* EXCERPTED RECORDS

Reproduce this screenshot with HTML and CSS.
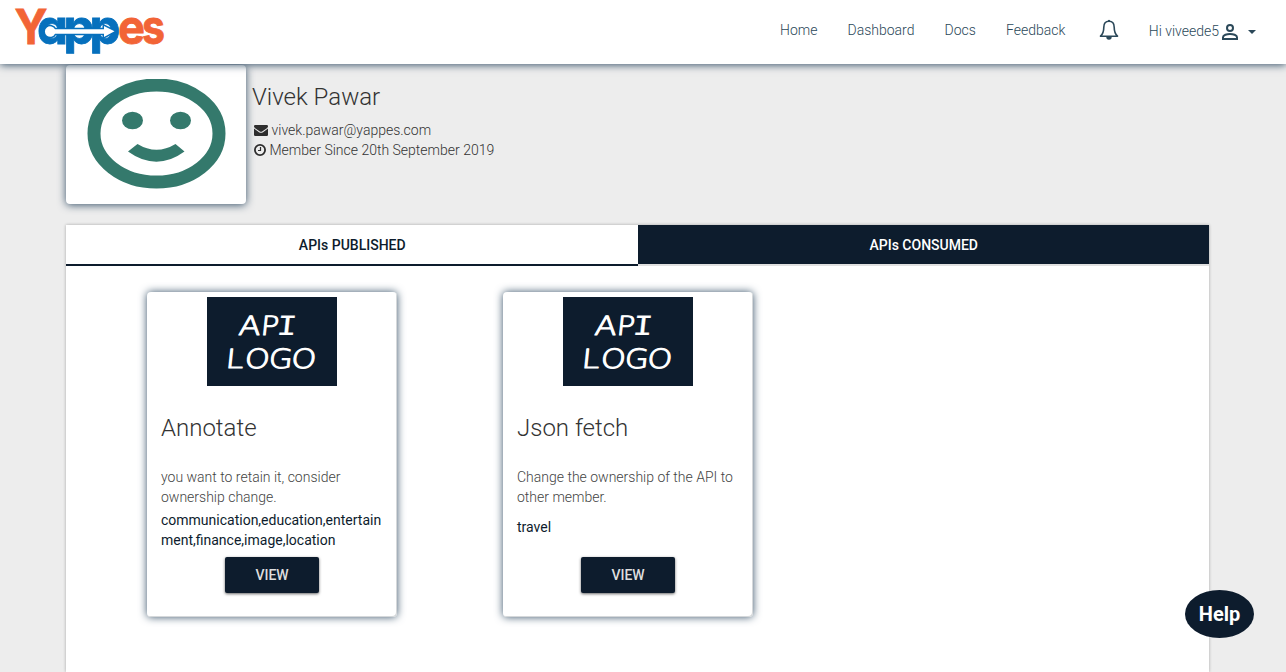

--

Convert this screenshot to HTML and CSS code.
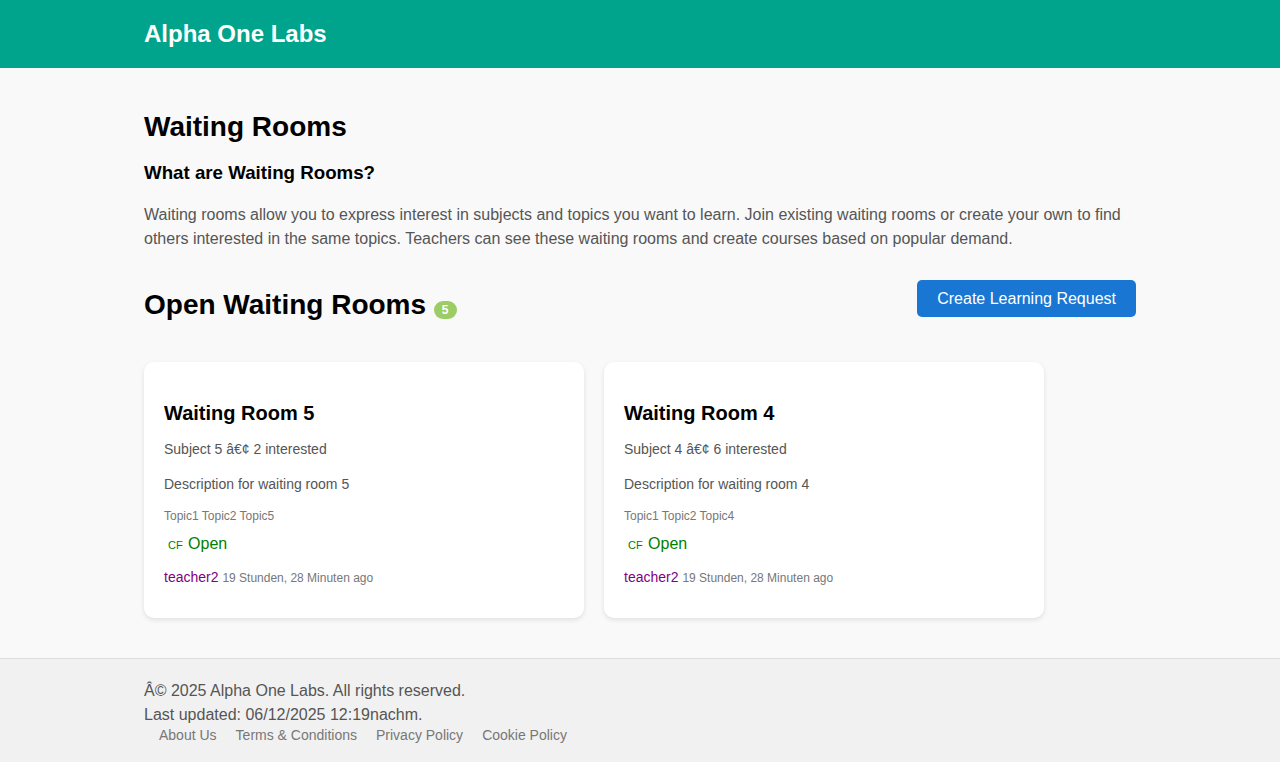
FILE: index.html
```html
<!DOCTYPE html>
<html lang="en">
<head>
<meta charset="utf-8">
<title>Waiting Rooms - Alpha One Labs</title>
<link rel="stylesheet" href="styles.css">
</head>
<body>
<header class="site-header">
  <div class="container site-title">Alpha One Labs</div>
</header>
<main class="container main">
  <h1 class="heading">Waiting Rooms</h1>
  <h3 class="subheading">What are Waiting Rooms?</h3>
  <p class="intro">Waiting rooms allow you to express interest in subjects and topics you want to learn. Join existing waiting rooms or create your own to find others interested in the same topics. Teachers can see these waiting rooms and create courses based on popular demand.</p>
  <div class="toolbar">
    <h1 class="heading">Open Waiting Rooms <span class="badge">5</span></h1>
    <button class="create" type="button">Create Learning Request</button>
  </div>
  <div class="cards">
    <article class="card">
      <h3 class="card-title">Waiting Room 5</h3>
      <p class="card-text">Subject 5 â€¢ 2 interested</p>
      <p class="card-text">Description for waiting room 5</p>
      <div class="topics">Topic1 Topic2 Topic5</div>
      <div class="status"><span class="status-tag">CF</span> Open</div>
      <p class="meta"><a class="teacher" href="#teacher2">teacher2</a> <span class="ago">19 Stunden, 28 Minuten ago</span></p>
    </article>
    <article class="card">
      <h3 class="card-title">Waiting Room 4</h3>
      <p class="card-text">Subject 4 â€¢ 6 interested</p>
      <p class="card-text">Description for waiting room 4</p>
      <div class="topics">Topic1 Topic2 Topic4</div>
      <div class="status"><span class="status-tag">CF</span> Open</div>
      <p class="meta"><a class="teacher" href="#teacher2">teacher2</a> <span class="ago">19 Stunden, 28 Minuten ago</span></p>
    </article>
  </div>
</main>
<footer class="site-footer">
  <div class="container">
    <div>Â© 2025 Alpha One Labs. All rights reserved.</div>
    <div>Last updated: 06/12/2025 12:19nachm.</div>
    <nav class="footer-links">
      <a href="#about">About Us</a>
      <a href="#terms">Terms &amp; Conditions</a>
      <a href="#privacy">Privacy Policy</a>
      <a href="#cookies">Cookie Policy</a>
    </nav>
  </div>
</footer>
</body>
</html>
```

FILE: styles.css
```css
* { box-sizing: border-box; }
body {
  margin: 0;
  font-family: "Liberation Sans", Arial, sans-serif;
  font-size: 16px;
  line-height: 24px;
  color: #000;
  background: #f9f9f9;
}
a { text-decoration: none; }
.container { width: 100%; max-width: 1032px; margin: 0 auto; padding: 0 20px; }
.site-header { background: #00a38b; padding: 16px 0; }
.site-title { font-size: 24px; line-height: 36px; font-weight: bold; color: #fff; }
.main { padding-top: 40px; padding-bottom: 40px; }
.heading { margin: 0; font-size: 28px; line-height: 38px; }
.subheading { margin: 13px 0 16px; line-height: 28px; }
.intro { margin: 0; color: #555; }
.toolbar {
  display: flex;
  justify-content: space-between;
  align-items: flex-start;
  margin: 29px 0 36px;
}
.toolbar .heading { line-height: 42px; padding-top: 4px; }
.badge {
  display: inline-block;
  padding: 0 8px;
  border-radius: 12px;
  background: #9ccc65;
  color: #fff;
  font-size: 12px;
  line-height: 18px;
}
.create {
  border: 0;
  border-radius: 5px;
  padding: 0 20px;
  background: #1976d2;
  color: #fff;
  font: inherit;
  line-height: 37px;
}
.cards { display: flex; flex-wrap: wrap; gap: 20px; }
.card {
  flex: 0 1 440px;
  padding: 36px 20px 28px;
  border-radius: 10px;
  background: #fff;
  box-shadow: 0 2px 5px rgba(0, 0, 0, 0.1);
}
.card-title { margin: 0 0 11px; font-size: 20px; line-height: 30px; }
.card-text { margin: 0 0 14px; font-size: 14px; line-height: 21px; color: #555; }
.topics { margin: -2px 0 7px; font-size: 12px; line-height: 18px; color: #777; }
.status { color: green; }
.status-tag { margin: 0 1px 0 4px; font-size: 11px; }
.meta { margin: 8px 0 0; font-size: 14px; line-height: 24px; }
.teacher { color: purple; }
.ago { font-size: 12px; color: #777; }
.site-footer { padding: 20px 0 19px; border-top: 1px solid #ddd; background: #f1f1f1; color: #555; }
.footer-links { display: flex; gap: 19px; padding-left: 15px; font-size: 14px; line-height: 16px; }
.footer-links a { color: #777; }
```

* INSTRUCTIONS TO FOLLOW
Copy out every line from the data above that has "this" in it.

* FULL SOLUTION
Reproduce this screenshot with HTML and CSS.
Convert this screenshot to HTML and CSS code.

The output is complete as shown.